Task to complete
Search the material for the word "this" and copy each line that holds it.

━━ Provided information

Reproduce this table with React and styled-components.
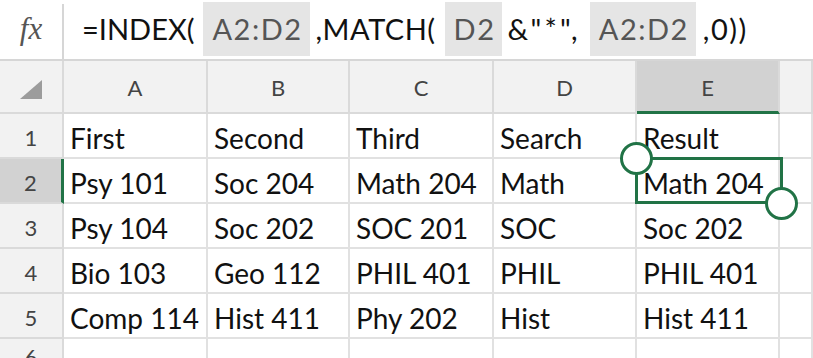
import React from "react";
import styled, { createGlobalStyle } from "styled-components";

const GlobalStyle = createGlobalStyle`
    html, body {
        margin: 0;
        padding: 0;
        background: #fff;
        overflow: hidden;
    }
    body {
        font-family: "Lato", "Noto Sans", sans-serif;
    }
`;

const Sheet = styled.div`
    width: 813px;
    height: 358px;
    background: #fff;
    overflow: hidden;
`;

const FormulaBar = styled.div`
    display: flex;
    height: 59px;
    border-bottom: 2px solid #d6d6d6;
`;

const FxBox = styled.div`
    width: 62px;
    display: flex;
    align-items: center;
    justify-content: center;
    border-right: 2px solid #d6d6d6;
    margin-top: 4px;
    font-family: "Liberation Serif", serif;
    font-style: italic;
    font-size: 31px;
    color: #555;
    padding-bottom: 6px;
`;

const Formula = styled.div`
    display: flex;
    align-items: center;
    padding-left: 18px;
    padding-bottom: 2px;
    font-size: 29px;
    color: #111;
    white-space: pre;
`;

const Part = styled.span`
    letter-spacing: ${(p) => p.$ls || 0}px;
`;

const Ref = styled.span`
    background: #e5e5e5;
    color: #555;
    letter-spacing: 1.5px;
    padding: 9px 7px 10px 9px;
    margin: 0 ${(p) => p.$right || 6}px 0 ${(p) => p.$left || 9}px;
`;

const Grid = styled.div`
    display: grid;
    grid-template-columns: 64px 144px 142px 144px 143px 143px 1fr;
    grid-template-rows: 53px repeat(5, 45px) 1fr;
    height: 297px;
`;

const ColHead = styled.div`
    background: ${(p) => (p.$active ? "#d2d2d2" : "#f2f2f2")};
    border-right: 2px solid #dadada;
    border-bottom: ${(p) => (p.$active ? "3px solid #217346" : "2px solid #dadada")};
    display: flex;
    align-items: center;
    justify-content: center;
    padding-top: 2px;
    font-size: 22px;
    color: #444;
`;

const CornerMark = styled.div`
    width: 0;
    height: 0;
    border-left: 22px solid transparent;
    border-bottom: 19px solid #9c9c9c;
    margin-top: 4px;
`;

const RowHead = styled.div`
    background: ${(p) => (p.$active ? "#d2d2d2" : "#f2f2f2")};
    border-right: ${(p) => (p.$active ? "3px solid #217346" : "2px solid #dadada")};
    border-bottom: 2px solid #dadada;
    display: flex;
    align-items: center;
    justify-content: center;
    padding-top: 4px;
    font-size: 22px;
    color: #444;
`;

const Cell = styled.div`
    position: relative;
    border-right: 2px solid #e1e1e1;
    border-bottom: 2px solid #e1e1e1;
    display: flex;
    align-items: center;
    padding: 4px 0 0 6px;
    font-size: 28px;
    color: #111;
    white-space: nowrap;
`;

const SelectBox = styled.div`
    position: absolute;
    z-index: 2;
    left: -2px;
    top: -2px;
    right: -5px;
    bottom: -2px;
    border: 3px solid #217346;
    pointer-events: none;
`;

const Handle = styled.div`
    position: absolute;
    width: 27px;
    height: 27px;
    border-radius: 50%;
    background: #fff;
    border: 3px solid #217346;
    ${(p) => (p.$start ? "left: -18px; top: -18px;" : "right: -18px; bottom: -19px;")}
`;

const cols = ["A", "B", "C", "D", "E"];

const rows = [
    ["First", "Second", "Third", "Search", "Result"],
    ["Psy 101", "Soc 204", "Math 204", "Math", "Math 204"],
    ["Psy 104", "Soc 202", "SOC 201", "SOC", "Soc 202"],
    ["Bio 103", "Geo 112", "PHIL 401", "PHIL", "PHIL 401"],
    ["Comp 114", "Hist 411", "Phy 202", "Hist", "Hist 411"],
];

const App = () => {
    return (
        <Sheet>
            <GlobalStyle />
            <FormulaBar>
                <FxBox>fx</FxBox>
                <Formula>
                    <Part>=INDEX(</Part>
                    <Ref>A2:D2</Ref>
                    <Part $ls={0.5}>,MATCH(</Part>
                    <Ref $right={5}>D2</Ref>
                    <Part $ls={3.2}>&amp;"*",</Part>
                    <Ref $left={9} $right={7}>A2:D2</Ref>
                    <Part $ls={1.5}>,0))</Part>
                </Formula>
            </FormulaBar>
            <Grid>
                <ColHead>
                    <CornerMark />
                </ColHead>
                {cols.map((c) => (
                    <ColHead key={c} $active={c === "E"}>{c}</ColHead>
                ))}
                <ColHead />
                {rows.map((r, i) => (
                    <React.Fragment key={i}>
                        <RowHead $active={i === 1}>{i + 1}</RowHead>
                        {r.map((v, j) => (
                            <Cell key={j}>
                                {v}
                                {i === 1 && j === 4 && (
                                    <SelectBox>
                                        <Handle $start />
                                        <Handle />
                                    </SelectBox>
                                )}
                            </Cell>
                        ))}
                        <Cell />
                    </React.Fragment>
                ))}
                <RowHead>6</RowHead>
                {cols.map((c) => (
                    <Cell key={c} />
                ))}
                <Cell />
            </Grid>
        </Sheet>
    );
};

export default App;
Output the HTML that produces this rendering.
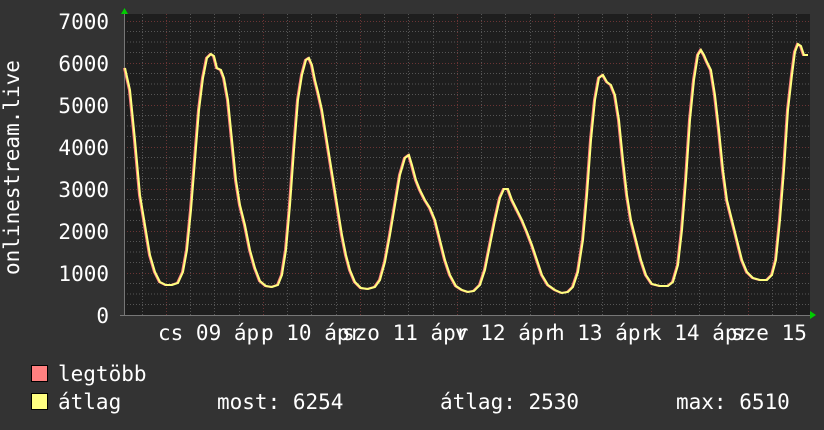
<!DOCTYPE html>
<html><head><meta charset="utf-8"><style>
html,body{margin:0;padding:0;background:#333333;width:824px;height:430px;overflow:hidden}
svg text{font-family:"DejaVu Sans Mono","Liberation Mono",monospace;font-size:21px;fill:#ffffff}
</style></head><body>
<svg width="824" height="430" viewBox="0 0 824 430" xmlns="http://www.w3.org/2000/svg">
<rect width="824" height="430" fill="#333333"/>
<rect x="124" y="14" width="686" height="301" fill="#1e1e1e"/>
<g stroke="#555" stroke-width="1" stroke-dasharray="1,2">
<path d="M124 304.5H810M124 294H810M124 283.5H810M124 262.5H810M124 252H810M124 241.5H810M124 220.5H810M124 210H810M124 199.5H810M124 178.5H810M124 168H810M124 157.5H810M124 136.5H810M124 126H810M124 115.5H810M124 94.5H810M124 84H810M124 73.5H810M124 52.5H810M124 42H810M124 31.5H810"/>
<path d="M142.5 14V315M190.5 14V315M214.5 14V315M239.5 14V315M287.5 14V315M311.5 14V315M336.5 14V315M384.5 14V315M408.5 14V315M433.5 14V315M481.5 14V315M505.5 14V315M530.5 14V315M578.5 14V315M602.5 14V315M627.5 14V315M675.5 14V315M699.5 14V315M724.5 14V315M772.5 14V315M796.5 14V315"/>
</g>
<g stroke="#6a3434" stroke-width="1" stroke-dasharray="1,2">
<path d="M124 273.5H810M124 231.5H810M124 189.5H810M124 147.5H810M124 105.5H810M124 63.5H810M124 21.5H810"/>
<path d="M166.5 14V315M263.5 14V315M360.5 14V315M457.5 14V315M554.5 14V315M651.5 14V315M748.5 14V315"/>
</g>
<path d="M120 315.5H812M124.5 315V10" stroke="#777" stroke-width="1"/>
<polygon points="121,14 128,14 124.5,8" fill="#00cc00"/>
<polygon points="810,311 810,319 816,315" fill="#00cc00"/>
<polyline fill="none" stroke="#ff8080" stroke-width="2" transform="translate(-1,0)" points="125,68 130,90 135,140 140,195 145,225 150,255 155,272 160,282 166,285 172,285 178,283 183,272 187,250 191,210 195,160 199,110 203,78 207,58 211,54 214,56 217,68 221,70 224,78 228,100 232,140 236,180 240,205 245,225 250,250 255,268 260,281 266,286 272,287 278,285 282,275 286,250 290,205 294,150 298,100 302,75 306,60 309,58 312,65 315,80 318,92 322,110 326,135 330,160 334,185 338,210 342,235 346,255 350,270 355,282 361,288 368,289 375,287 380,280 385,262 390,235 395,205 400,175 405,158 409,155 412,165 416,180 420,190 425,200 430,208 435,220 440,240 445,260 450,275 456,286 462,290 468,292 474,291 480,285 485,270 490,245 495,220 500,198 504,189 508,189 512,200 517,210 522,220 527,232 532,245 537,260 542,275 548,285 555,290 562,293 568,292 573,287 578,272 583,240 587,195 591,140 595,100 599,78 603,75 607,82 611,85 615,95 619,120 623,160 627,195 631,220 636,240 641,260 646,275 652,284 660,286 668,286 673,282 678,265 682,230 686,180 690,120 694,80 698,55 701,50 704,55 707,62 711,70 715,95 719,130 723,170 727,200 732,220 737,240 742,260 747,272 753,278 760,280 767,280 772,275 776,260 780,220 784,170 788,110 792,75 795,52 798,44 801,46 804,55 808,55"/>
<polyline fill="none" stroke="#ffff80" stroke-width="2" points="125,68 130,90 135,140 140,195 145,225 150,255 155,272 160,282 166,285 172,285 178,283 183,272 187,250 191,210 195,160 199,110 203,78 207,58 211,54 214,56 217,68 221,70 224,78 228,100 232,140 236,180 240,205 245,225 250,250 255,268 260,281 266,286 272,287 278,285 282,275 286,250 290,205 294,150 298,100 302,75 306,60 309,58 312,65 315,80 318,92 322,110 326,135 330,160 334,185 338,210 342,235 346,255 350,270 355,282 361,288 368,289 375,287 380,280 385,262 390,235 395,205 400,175 405,158 409,155 412,165 416,180 420,190 425,200 430,208 435,220 440,240 445,260 450,275 456,286 462,290 468,292 474,291 480,285 485,270 490,245 495,220 500,198 504,189 508,189 512,200 517,210 522,220 527,232 532,245 537,260 542,275 548,285 555,290 562,293 568,292 573,287 578,272 583,240 587,195 591,140 595,100 599,78 603,75 607,82 611,85 615,95 619,120 623,160 627,195 631,220 636,240 641,260 646,275 652,284 660,286 668,286 673,282 678,265 682,230 686,180 690,120 694,80 698,55 701,50 704,55 707,62 711,70 715,95 719,130 723,170 727,200 732,220 737,240 742,260 747,272 753,278 760,280 767,280 772,275 776,260 780,220 784,170 788,110 792,75 795,52 798,44 801,46 804,55 808,55"/>
<g text-anchor="end">
<text x="109" y="29">7000</text>
<text x="109" y="71">6000</text>
<text x="109" y="113">5000</text>
<text x="109" y="155">4000</text>
<text x="109" y="197">3000</text>
<text x="109" y="239">2000</text>
<text x="109" y="281">1000</text>
<text x="109" y="323">0</text>
</g>
<text transform="translate(19,275) rotate(-90)">onlinestream.live</text>
<text x="158" y="340">cs 09 ápr</text>
<text x="261" y="340">p 10 ápr</text>
<text x="342" y="340">szo 11 ápr</text>
<text x="455" y="340">v 12 ápr</text>
<text x="552" y="340">h 13 ápr</text>
<text x="649" y="340">k 14 ápr</text>
<text x="731" y="340">sze 15</text>
<rect x="31.5" y="365.5" width="16" height="16" fill="#ff8080" stroke="#000"/>
<rect x="31.5" y="393.5" width="16" height="16" fill="#ffff80" stroke="#000"/>
<text x="58" y="381">legtöbb</text>
<text x="58" y="409">átlag</text>
<text x="217" y="409">most: 6254</text>
<text x="440" y="409">átlag: 2530</text>
<text x="676" y="409">max: 6510</text>
</svg>
</body></html>
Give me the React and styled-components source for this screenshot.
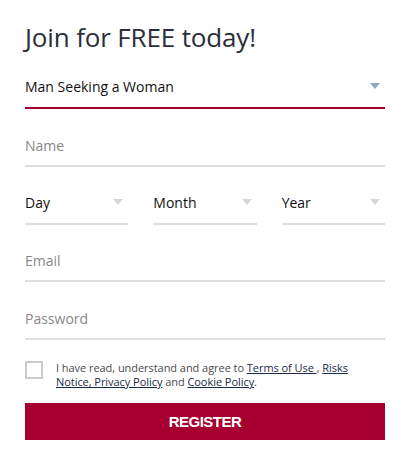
import React from 'react'
import styled, { createGlobalStyle } from 'styled-components'

const GlobalStyle = createGlobalStyle`
  body {
    margin: 0;
    background: #fff;
    font-family: "Open Sans", "Noto Sans", sans-serif;
  }
`

const Arrow = ({ color = '#d6d6d6' }) =>
  <svg width="10" height="6" viewBox="0 0 10 6">
    <path d="M0 0 H10 L5 6 Z" fill={color} />
  </svg>

export default () =>
  <Form>
    <GlobalStyle />
    <Title>Join for FREE today!</Title>
    <Select active>
      <span>Man Seeking a Woman</span>
      <Arrow color="#8fa7c2" />
    </Select>
    <Field>Name</Field>
    <DateRow>
      {['Day', 'Month', 'Year'].map(label =>
        <Select key={label}>
          <span>{label}</span>
          <Arrow />
        </Select>
      )}
    </DateRow>
    <Field gap={19}>Email</Field>
    <Field>Password</Field>
    <Agree>
      <Box />
      <p>
        I have read, understand and agree to <a href="#">Terms of Use </a>, <a href="#">Risks</a>
        <br />
        <a href="#">Notice, Privacy Policy</a> and <a href="#">Cookie Policy</a>.
      </p>
    </Agree>
    <Button>REGISTER</Button>
  </Form>

const Form = styled.div`
  width: 360px;
  padding: 20px 25px 0 25px;
  display: flex;
  flex-direction: column;
`

const Title = styled.h1`
  margin: 0 0 15px 0;
  font-family: "Open Sans", sans-serif;
  font-weight: 400;
  font-size: 26px;
  line-height: 34px;
  color: #2b2d3a;
  letter-spacing: -0.15px;
`

const Select = styled.div`
  display: flex;
  align-items: center;
  justify-content: space-between;
  height: 38px;
  padding: 0 5px 0 0;
  border-bottom: 2px solid ${props => props.active ? '#a50030' : '#dedede'};
  font-size: 14px;
  color: #111;

  span {
    padding-bottom: 4px;
  }

  svg {
    margin-bottom: 4px;
  }
`

const Field = styled.div`
  box-sizing: border-box;
  height: 38px;
  margin-top: ${props => props.gap || 20}px;
  padding-bottom: 4px;
  border-bottom: 2px solid #dedede;
  display: flex;
  align-items: center;
  font-size: 14px;
  color: #888;
`

const DateRow = styled.div`
  display: grid;
  grid-template-columns: 1fr 1fr 1fr;
  column-gap: 25px;
  margin-top: 18px;
`

const Agree = styled.div`
  display: flex;
  align-items: flex-start;
  gap: 13px;
  margin-top: 21px;

  p {
    margin: 0;
    font-size: 11px;
    line-height: 14px;
    letter-spacing: -0.05px;
    color: #4a4a4a;
    font-family: "Open Sans", sans-serif;
  }

  a {
    color: #1a2a4a;
    text-decoration: underline;
  }
`

const Box = styled.span`
  flex: none;
  width: 18px;
  height: 18px;
  box-sizing: border-box;
  border: 2px solid #ccc;
`

const Button = styled.button`
  margin-top: 14px;
  height: 37px;
  border: none;
  background: #a50030;
  color: #fff;
  font-family: "Liberation Sans", Arial, sans-serif;
  font-weight: 700;
  font-size: 15px;
  letter-spacing: -0.5px;
`
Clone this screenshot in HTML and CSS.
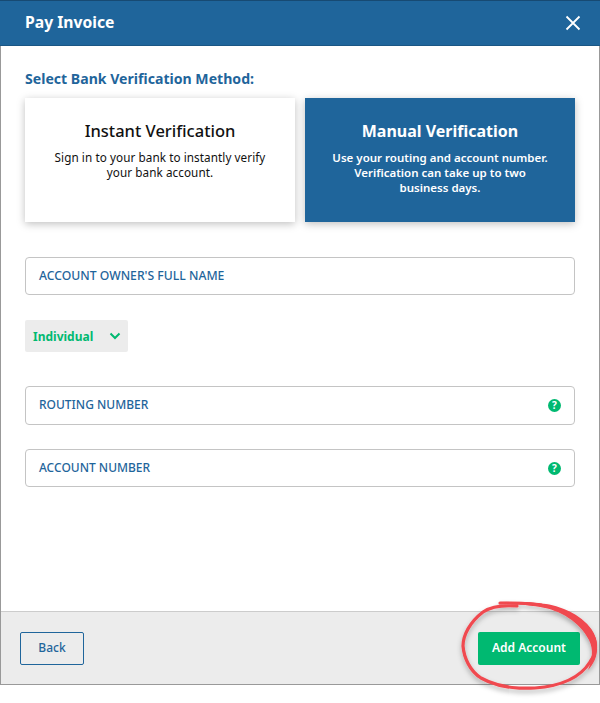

━━━━

Problem solution
Reproduce this table with React and styled-components.
Output the HTML that produces this rendering.
Give me the React and styled-components source for this screenshot.
Clone this screenshot in HTML and CSS.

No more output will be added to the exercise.